Тут он сам хитро усмехнулся. Но усмешка сползла с его лица.
— Когда я уйду, — сказал Бергер, — тебе стоит тоже уехать в Сафед.
— Я думала, ты не хочешь, чтобы я виделась с Раззом. В любом случае мне не нравится в Сафеде.
— Тебе нужно быть среди евреев.
Она рассмеялась:
— Нужно? Что ж, вероятно, и буду. Так или иначе.
Позже, когда стало совсем светло, она придвинула стул к раскрытой мавританской двери и смотрела, как ползут, укорачиваясь, тени во дворике внизу. Узкие листья оливы трепетали на легком ветерке. Так прошел час или больше. Когда дворик окончательно погрузился в тень, она встала и сварила кофе. У Бергера был только израильский «Нескафе».

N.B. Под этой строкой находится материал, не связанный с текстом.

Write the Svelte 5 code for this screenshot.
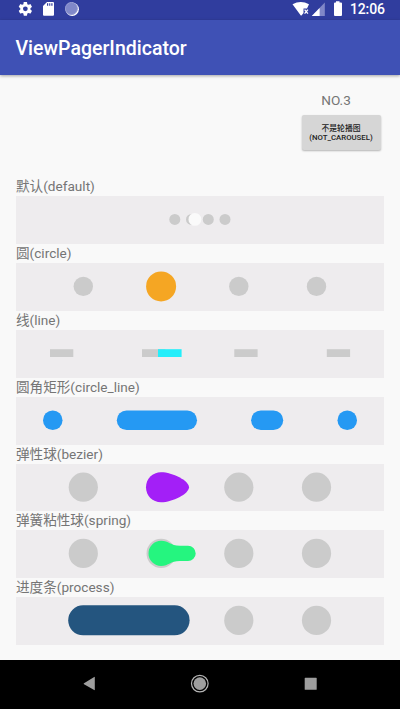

Болеутоляющего в кедровой коробке на туалетном столике у него в нише было достаточно. Сония подозревала, что скоро ему потребуется более сильнодействующее средство. Она насыпала в стакан сухого апельсинового сока и долила холодной воды из кувшина в мини-холодильнике. Затем со стаканом и новой таблеткой присела к Бергеру на кровать. Спящий Бергер заметался и заскрипел зубами. Проснувшись, посмотрел на нее мутными глазами и попытался что-то сказать сквозь стиснутые зубы. Она помогла ему раскрыть рот, чтобы принять таблетку, и поднесла к губам стакан. Он запил таблетку и стал хватать ртом воздух, словно нечем было дышать.
— Поспи еще. Поспи.
Прежде чем повернуться на бок, он прошептал, как ей послышалось: «Кундри». Она должна спросить, правильно ли поняла его, помнит ли он, что сказал.
— Это ты обо мне, Бергер? Я — Кундри?
Если так, то они как Кундри и Амфортас[130], подумала она. Надо же! Насколько же под оболочкой суфия в нем жив немец! Мысль, что она как Кундри, заставила ее вспомнить Страстную пятницу, Линкольн-центр. На спектакль тогда ее пригласил один швед, редактор, алкоголик и бывший маоист. За дирижерским пультом стоял Джеймс Ливайн[131]. Швед то засыпал, то, просыпаясь, плакал. Он явно позабыл заветы председателя Мао и превратился в допотопное чудище — ожившего, хлюпающего носом вагнерианца.
Она укрыла Бергеру плечи лоскутным одеялом и коснулась одеяла лбом. От него пахло, как от однажды виденной ею дворняги, которую забила камнями ребятня в Иерихоне.